The second period has works made for sale during the 1800s and 1900s. Stacy points out that these women would not have perceived themselves as artists, but rather would have self-identified as mother, homemaker, or business owner. One such woman was Laura Jernegan Spear, who ran a teahouse in Edgartown and sold souvenir books of pressed sea moss and exquisitely painted china picturing underwater sea life. “If you had asked her what she did, she would have said she operated a teahouse or was a widow, for instance,” Stacy says.
The final section is work by women during the 1900s who considered themselves professional artists. “Here, if you asked these women, What do you do, they would say, ‘I’m a photographer, I’m a painter, I teach art,’” Stacy says. The museum has one or two oral history recordings of some of these women, including Loïs Mailou Jones, a painter of international renown with strong ties to the Vineyard. Mailou Jones spent time with her family here during summers.

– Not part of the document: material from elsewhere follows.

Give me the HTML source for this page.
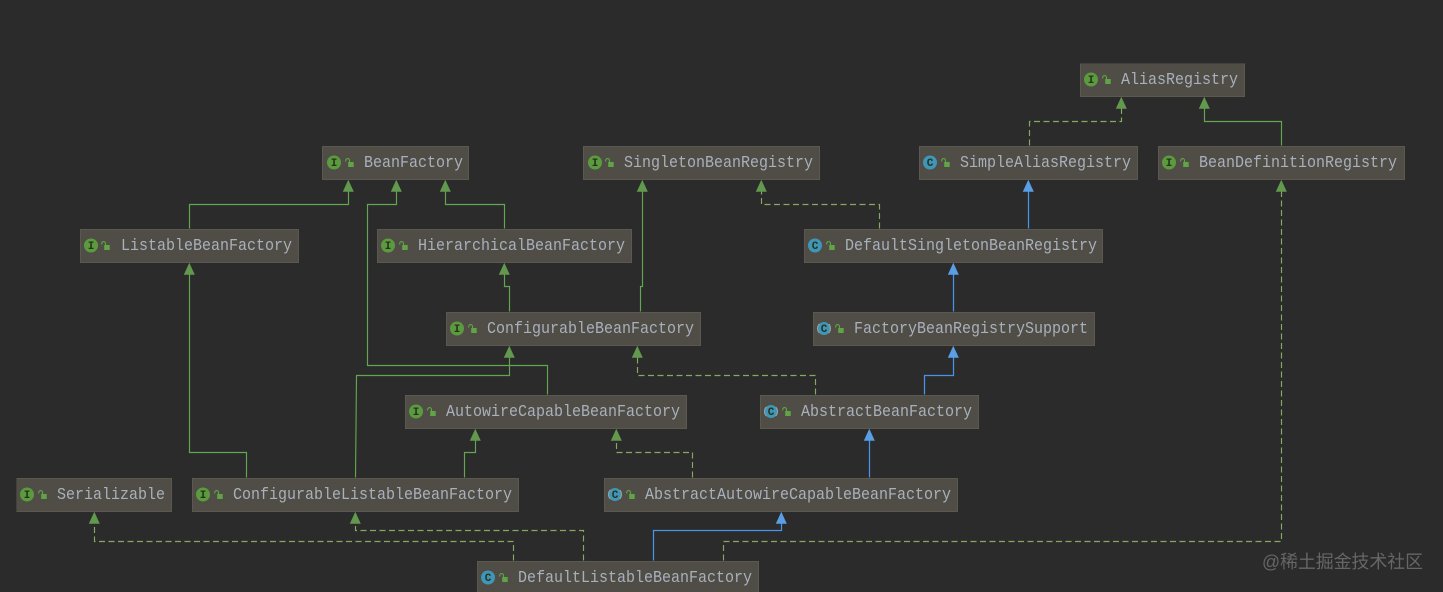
<!DOCTYPE html>
<html><head><meta charset="utf-8">
<style>
html,body{margin:0;padding:0;background:#2b2b2b;width:1443px;height:592px;overflow:hidden}
svg{display:block;position:absolute;left:0;top:0}
.b{fill:#4f4e44;stroke:#5a5950;stroke-width:1}
.t{font-family:"Liberation Mono",monospace;font-size:16.5px;fill:#a9b0bd;transform:translateY(-.8px)}
.s{fill:none;stroke:#62a650;stroke-width:1.15}
.d{fill:none;stroke:#86a862;stroke-width:1.15;stroke-dasharray:6 3.5}
.l{fill:none;stroke:#4a94e8;stroke-width:1.25}
.ag{fill:#62994f}
.ab{fill:#5a9fe6}
.ci{fill:#5b9a3f}
.cc{fill:#3f96b8}
.ca{fill:#3f96b8;stroke:#9aa5a5;stroke-width:1;stroke-dasharray:10 10.4;stroke-dashoffset:5}
.g{font-family:"Liberation Mono",monospace;font-size:11px;font-weight:bold;fill:#26331f;text-anchor:middle}
.lk{fill:#5fa445}
.lks{fill:none;stroke:#5fa445;stroke-width:1.1}
.w{font-family:"Liberation Sans","Noto Sans CJK SC",sans-serif;font-size:18px;fill:#666666}
</style></head>
<body>
<svg width="1443" height="592" viewBox="0 0 1443 592" xmlns="http://www.w3.org/2000/svg">
<defs>
<g id="lock"><rect x="2.200" y="4" width="5.500" height="5" class="lk"/><path d="M3.500 4.500V2.500A1.900 1.900 0 0 0 -0.300 2.500V3.500" class="lks"/></g>
</defs>
<g filter="url(#soft)">
<!-- edges -->
<g transform="translate(.5,-.5)">
<path class="d" d="M1029 146V122H1121V108"/>
<path class="s" d="M1281 146V122H1204V108"/>
<path class="s" d="M189 229V205H348V191"/>
<path class="s" d="M504 229V205H445V191"/>
<path class="s" d="M547 395V366H367V205H396V191"/>
<path class="s" d="M640 312V287H642V191"/>
<path class="s" d="M509 312V287H504V274"/>
<path class="d" d="M879 229V205H761V191"/>
<path class="l" d="M1028 229V191"/>
<path class="l" d="M953 312V274"/>
<path class="l" d="M924 395V376H953V357"/>
<path class="d" d="M815 395V376H637V357"/>
<path class="s" d="M355 478L356 376H509V357"/>
<path class="s" d="M246 478V453H189V274"/>
<path class="s" d="M464 478V453H475V440"/>
<path class="d" d="M692 478V453H616V440"/>
<path class="l" d="M869 478V440"/>
<path class="d" d="M513 561V542H94V523"/>
<path class="d" d="M583 561V531H355V523"/>
<path class="l" d="M653 561V531H781V523"/>
<path class="d" d="M723 561V542H1281V191"/>
</g>
<!-- arrows -->
<g transform="translate(.3,-.3)">
<path class="ag" d="M1121 97l5.500 12h-11z"/>
<path class="ag" d="M1204 97l5.500 12h-11z"/>
<path class="ag" d="M348 180l5.500 12h-11z"/>
<path class="ag" d="M396 180l5.500 12h-11z"/>
<path class="ag" d="M445 180l5.500 12h-11z"/>
<path class="ag" d="M642 180l5.500 12h-11z"/>
<path class="ag" d="M761 180l5.500 12h-11z"/>
<path class="ab" d="M1028 180l5.500 12h-11z"/>
<path class="ag" d="M1281 180l5.500 12h-11z"/>
<path class="ag" d="M189 263l5.500 12h-11z"/>
<path class="ag" d="M504 263l5.500 12h-11z"/>
<path class="ab" d="M953 263l5.500 12h-11z"/>
<path class="ag" d="M509 346l5.500 12h-11z"/>
<path class="ag" d="M637 346l5.500 12h-11z"/>
<path class="ab" d="M953 346l5.500 12h-11z"/>
<path class="ag" d="M475 429l5.500 12h-11z"/>
<path class="ag" d="M616 429l5.500 12h-11z"/>
<path class="ab" d="M869 429l5.500 12h-11z"/>
<path class="ag" d="M94 512l5.500 12h-11z"/>
<path class="ag" d="M355 512l5.500 12h-11z"/>
<path class="ab" d="M781 512l5.500 12h-11z"/>
</g>
<!-- nodes -->
<rect class="b" x="1080.500" y="63.500" width="164" height="33"/><circle class="ci" cx="1091" cy="79.500" r="7"/><text class="g" x="1091" y="83">I</text><use href="#lock" x="1103" y="75"/><text class="t" x="1121" y="85" textLength="117" lengthAdjust="spacingAndGlyphs">AliasRegistry</text>
<rect class="b" x="322.500" y="146.500" width="146" height="33"/><circle class="ci" cx="334" cy="162.500" r="7"/><text class="g" x="334" y="166">I</text><use href="#lock" x="346" y="158"/><text class="t" x="364" y="168" textLength="99" lengthAdjust="spacingAndGlyphs">BeanFactory</text>
<rect class="b" x="583.500" y="146.500" width="236" height="33"/><circle class="ci" cx="595" cy="162.500" r="7"/><text class="g" x="595" y="166">I</text><use href="#lock" x="606" y="158"/><text class="t" x="624" y="168" textLength="189" lengthAdjust="spacingAndGlyphs">SingletonBeanRegistry</text>
<rect class="b" x="919.500" y="146.500" width="218" height="33"/><circle class="cc" cx="930" cy="162.500" r="7"/><text class="g" x="930" y="166">C</text><use href="#lock" x="942" y="158"/><text class="t" x="960" y="168" textLength="171" lengthAdjust="spacingAndGlyphs">SimpleAliasRegistry</text>
<rect class="b" x="1158.500" y="146.500" width="246" height="33"/><circle class="ci" cx="1169" cy="162.500" r="7"/><text class="g" x="1169" y="166">I</text><use href="#lock" x="1181" y="158"/><text class="t" x="1199" y="168" textLength="198" lengthAdjust="spacingAndGlyphs">BeanDefinitionRegistry</text>
<rect class="b" x="80.500" y="229.500" width="218" height="33"/><circle class="ci" cx="91" cy="245.500" r="7"/><text class="g" x="91" y="249">I</text><use href="#lock" x="102" y="241"/><text class="t" x="121" y="251" textLength="171" lengthAdjust="spacingAndGlyphs">ListableBeanFactory</text>
<rect class="b" x="377.500" y="229.500" width="254" height="33"/><circle class="ci" cx="388" cy="245.500" r="7"/><text class="g" x="388" y="249">I</text><use href="#lock" x="400" y="241"/><text class="t" x="418" y="251" textLength="207" lengthAdjust="spacingAndGlyphs">HierarchicalBeanFactory</text>
<rect class="b" x="804.500" y="229.500" width="298" height="33"/><circle class="cc" cx="815" cy="245.500" r="7"/><text class="g" x="815" y="249">C</text><use href="#lock" x="827" y="241"/><text class="t" x="845" y="251" textLength="252" lengthAdjust="spacingAndGlyphs">DefaultSingletonBeanRegistry</text>
<rect class="b" x="446.500" y="312.500" width="254" height="33"/><circle class="ci" cx="457" cy="328.500" r="7"/><text class="g" x="457" y="332">I</text><use href="#lock" x="469" y="324"/><text class="t" x="487" y="334" textLength="207" lengthAdjust="spacingAndGlyphs">ConfigurableBeanFactory</text>
<rect class="b" x="813.500" y="312.500" width="281" height="33"/><circle class="ca" cx="824" cy="328.500" r="6.500"/><text class="g" x="824" y="332">C</text><use href="#lock" x="836" y="324"/><text class="t" x="854" y="334" textLength="234" lengthAdjust="spacingAndGlyphs">FactoryBeanRegistrySupport</text>
<rect class="b" x="405.500" y="395.500" width="281" height="33"/><circle class="ci" cx="416" cy="411.500" r="7"/><text class="g" x="416" y="415">I</text><use href="#lock" x="428" y="407"/><text class="t" x="446" y="417" textLength="234" lengthAdjust="spacingAndGlyphs">AutowireCapableBeanFactory</text>
<rect class="b" x="760.500" y="395.500" width="218" height="33"/><circle class="ca" cx="771" cy="411.500" r="6.500"/><text class="g" x="771" y="415">C</text><use href="#lock" x="783" y="407"/><text class="t" x="801" y="417" textLength="171" lengthAdjust="spacingAndGlyphs">AbstractBeanFactory</text>
<rect class="b" x="16.500" y="478.500" width="155" height="33"/><circle class="ci" cx="27" cy="494.500" r="7"/><text class="g" x="27" y="498">I</text><use href="#lock" x="39" y="490"/><text class="t" x="57" y="500" textLength="108" lengthAdjust="spacingAndGlyphs">Serializable</text>
<rect class="b" x="192.500" y="478.500" width="326" height="33"/><circle class="ci" cx="203" cy="494.500" r="7"/><text class="g" x="203" y="498">I</text><use href="#lock" x="215" y="490"/><text class="t" x="233" y="500" textLength="279" lengthAdjust="spacingAndGlyphs">ConfigurableListableBeanFactory</text>
<rect class="b" x="604.500" y="478.500" width="353" height="33"/><circle class="ca" cx="615" cy="494.500" r="6.500"/><text class="g" x="615" y="498">C</text><use href="#lock" x="627" y="490"/><text class="t" x="645" y="500" textLength="306" lengthAdjust="spacingAndGlyphs">AbstractAutowireCapableBeanFactory</text>
<rect class="b" x="477.500" y="561.500" width="281" height="40"/><circle class="cc" cx="488" cy="577.500" r="7"/><text class="g" x="488" y="581">C</text><use href="#lock" x="500" y="573"/><text class="t" x="518" y="583" textLength="234" lengthAdjust="spacingAndGlyphs">DefaultListableBeanFactory</text>
<text class="w" x="1262" y="568" textLength="161" lengthAdjust="spacingAndGlyphs">@稀土掘金技术社区</text>
</g>
<filter id="soft" x="0" y="0" width="100%" height="100%"><feGaussianBlur stdDeviation="0.3"/></filter>
</svg>
</body></html>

Stacy says that the idea of a professional woman artist was rare in the U.S. to begin with, and they would be one of the small population on the Island. The ability to make a living as an artist wouldn’t have happened all those years ago. “The men who were professional artists left,” Stacy said. “I also think that it just wasn’t something that Vineyard women did until there were more people to sell things to, and the world made itself ready for women professional artists, which did become more common in the 20th century.”
For the exhibition, Stacy started by looking through the entire collection, and began to set the parameters of her selection. In determining what to choose, she asked herself, “How does this fit, is it good enough?” There were also practical considerations, such as when running across quilts that were too large for the physical gallery space. But then, there were nuances too.
“There are some things that can be assumed to be made by women, but women’s textiles work was anonymous, so I didn’t include it because we don’t know who made it. For instance, there is just one basket in the show, because it’s the only one we know is made by a woman. Basketry tends to be anonymous.” Stacy also determined that to keep things manageable, she would keep it to deceased artists and those associated with the Vineyard in a significant way.
“One of the things we are hoping to get out of this exhibition is for people to say, I have a piece by this particular artist, and perhaps the museum would like to add it to their collection,” Stacy shared. “We don’t take everything, but clearly this is an area of the collection we would like to build.”

Women’s Works will be at the Martha’s Vineyard Museum from March 10 to June 7. Opening for members will be March 9, and for the general public on March 10.